From here, split your time between day and night to take advantage of the sunlight. During the day, we can collect resources for our base through mining, and at night we can work on improving our base. The sunlight makes it much easier to find ores in the world, but if you do need to go out at night, consider setting up the tracking beacon at home to find your way back with your tablet with the tracking cartridge. We are aiming to collect at least 3 stacks (150g) of iron ore, 3 stacks (150g) of copper ore, and 1 stack (50g) of gold ore. Smelt all of these in your arc furnace. After we set up our machines, we'll also need a stack or two of water ice (Note: not Ice (Volatiles) or Ice (Oxite)!), and at least 8g of silicon to construct our water setup.

Construction

Once you have the supplies, use the autolathe to build your electronics printer and hydraulic pipe bender. The electronics printer can print out extra cables as you need them, extra batteries to add a buffer to your power setup, extra solar panels for power generation, and a variety of other tools and supplies. The pipe bender allows us to handle atmospherics and liquids. We can now partly build our water setup. At this point, it will be useful to complete the Hydroponics, Hydration + Food tutorial to understand our next steps.

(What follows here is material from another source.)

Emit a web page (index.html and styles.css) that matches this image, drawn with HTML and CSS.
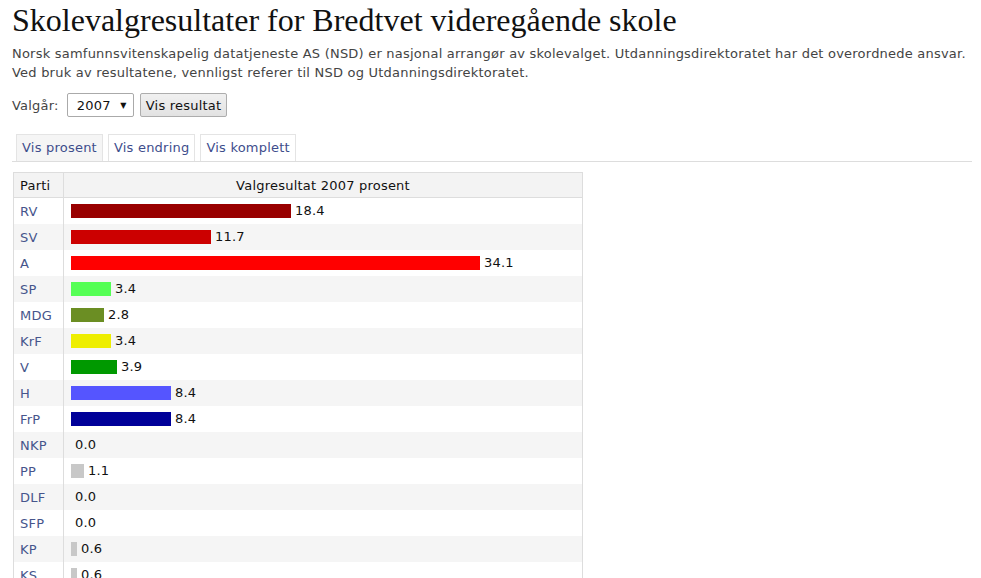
FILE: index.html
```html
<!DOCTYPE html>
<html lang="no">
<head>
<meta charset="utf-8">
<title>Skolevalgresultater for Bredtvet videregående skole</title>
<link rel="stylesheet" href="styles.css">
</head>
<body>
<div class="page">
  <h1 class="title">Skolevalgresultater for Bredtvet videregående skole</h1>
  <p class="intro">Norsk samfunnsvitenskapelig datatjeneste AS (NSD) er nasjonal arrangør av skolevalget. Utdanningsdirektoratet har det overordnede ansvar. Ved bruk av resultatene, vennligst referer til NSD og Utdanningsdirektoratet.</p>
  <form class="year-form">
    <label class="year-label">Valgår:</label>
    <div class="select"><span>2007</span><span class="caret">▼</span></div>
    <button type="button" class="btn">Vis resultat</button>
  </form>
  <div class="tabs">
    <a class="tab active">Vis prosent</a>
    <a class="tab">Vis endring</a>
    <a class="tab">Vis komplett</a>
  </div>
  <table class="results">
    <thead>
      <tr><th class="c-party">Parti</th><th class="c-bar">Valgresultat 2007 prosent</th></tr>
    </thead>
    <tbody>
      <tr><td class="c-party"><a>RV</a></td><td class="c-bar"><span class="bar" style="width:220px;background:#990000"></span>18.4</td></tr>
      <tr><td class="c-party"><a>SV</a></td><td class="c-bar"><span class="bar" style="width:140px;background:#cc0000"></span>11.7</td></tr>
      <tr><td class="c-party"><a>A</a></td><td class="c-bar"><span class="bar" style="width:409px;background:#ff0000"></span>34.1</td></tr>
      <tr><td class="c-party"><a>SP</a></td><td class="c-bar"><span class="bar" style="width:40px;background:#55ff55"></span>3.4</td></tr>
      <tr><td class="c-party"><a>MDG</a></td><td class="c-bar"><span class="bar" style="width:33px;background:#6b8e23"></span>2.8</td></tr>
      <tr><td class="c-party"><a>KrF</a></td><td class="c-bar"><span class="bar" style="width:40px;background:#eeee00"></span>3.4</td></tr>
      <tr><td class="c-party"><a>V</a></td><td class="c-bar"><span class="bar" style="width:46px;background:#009900"></span>3.9</td></tr>
      <tr><td class="c-party"><a>H</a></td><td class="c-bar"><span class="bar" style="width:100px;background:#5555ff"></span>8.4</td></tr>
      <tr><td class="c-party"><a>FrP</a></td><td class="c-bar"><span class="bar" style="width:100px;background:#000099"></span>8.4</td></tr>
      <tr><td class="c-party"><a>NKP</a></td><td class="c-bar"><span class="bar" style="width:0px;background:#c8c8c8"></span>0.0</td></tr>
      <tr><td class="c-party"><a>PP</a></td><td class="c-bar"><span class="bar" style="width:13px;background:#c8c8c8"></span>1.1</td></tr>
      <tr><td class="c-party"><a>DLF</a></td><td class="c-bar"><span class="bar" style="width:0px;background:#c8c8c8"></span>0.0</td></tr>
      <tr><td class="c-party"><a>SFP</a></td><td class="c-bar"><span class="bar" style="width:0px;background:#c8c8c8"></span>0.0</td></tr>
      <tr><td class="c-party"><a>KP</a></td><td class="c-bar"><span class="bar" style="width:6px;background:#c8c8c8"></span>0.6</td></tr>
      <tr><td class="c-party"><a>KS</a></td><td class="c-bar"><span class="bar" style="width:6px;background:#c8c8c8"></span>0.6</td></tr>
    </tbody>
  </table>
</div>
</body>
</html>
```

FILE: styles.css
```css
html, body {
  margin: 0;
  padding: 0;
  background: #fff;
}
body {
  font-family: "DejaVu Sans", Verdana, sans-serif;
  font-size: 13px;
  letter-spacing: 0.22px;
  color: #444;
}
.page {
  padding: 0 9px 0 12px;
}
.title {
  font-family: "Liberation Serif", Georgia, serif;
  font-weight: normal;
  font-size: 32px;
  letter-spacing: 0;
  line-height: 36px;
  color: #111;
  margin: 0;
  padding-top: 2px;
}
.intro {
  margin: 6px 0 0;
  line-height: 19px;
}
.year-form {
  display: flex;
  align-items: center;
  gap: 6px;
  margin-top: 11px;
  height: 24px;
}
.year-label {
  color: #444;
  margin-right: 2px;
}
.select {
  box-sizing: border-box;
  width: 67px;
  height: 24px;
  border: 1px solid #aaa;
  border-radius: 2px;
  background: #fff;
  color: #111;
  display: flex;
  align-items: center;
  justify-content: space-between;
  padding: 0 6px 0 9px;
}
.caret {
  font-size: 8px;
}
.btn {
  box-sizing: border-box;
  height: 24px;
  padding: 0 5px;
  font-family: inherit;
  font-size: 13px;
  letter-spacing: 0.22px;
  color: #111;
  background: linear-gradient(#f0f0f0, #e2e2e2);
  border: 1px solid #adadad;
  border-radius: 2px;
}
.tabs {
  display: flex;
  gap: 5px;
  margin-top: 17px;
  padding-left: 4px;
  border-bottom: 1px solid #ddd;
}
.tab {
  display: block;
  padding: 5px 5px 6px;
  border: 1px solid #e4e4e4;
  border-bottom: none;
  color: #3e4d8c;
  line-height: 15px;
}
.tab.active {
  background: #f5f5f5;
}
.results {
  border-collapse: collapse;
  margin-top: 10px;
  margin-left: 1px;
  width: 570px;
  border: 1px solid #ddd;
}
.results th {
  background: #f3f3f3;
  font-weight: normal;
  color: #111;
  height: 24px;
  padding: 0 6px;
  border-bottom: 1px solid #ddd;
}
.results th.c-party {
  text-align: left;
}
.results td {
  height: 26px;
  padding: 0 6px;
  color: #111;
}
.results .c-party {
  width: 37px;
  border-right: 1px solid #ddd;
}
.results td.c-party a {
  color: #46558c;
}
.results td.c-bar {
  padding-left: 7px;
}
.results tbody tr:nth-child(even) {
  background: #f5f5f5;
}
.bar {
  display: inline-block;
  vertical-align: middle;
  height: 14px;
  margin-right: 4px;
  position: relative;
  top: -1px;
}
```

After our prep work, we can print an ice crusher, a portable liquid tank, a liquid tank connector, a water bottle filler and the liquid pipes needed to plumb it all together. Go ahead and set these up on your base, connecting the bottom pipe on the back of the ice crusher with liquid pipes to your tank connector. Afterward, hook up your water bottle filler to the pipe network, though note that you might need to place the filler on the side of a constructed iron frame (known as a structural wall as opposed to a normal iron wall). Finally, we can place a water bottle onto our filler, place ice into our ice crusher, turn on the crusher, and refill our old water bottles!

By this point, we have extended our lifespan to multiple weeks.

Shelter

Note: This section only applies to players on Mars.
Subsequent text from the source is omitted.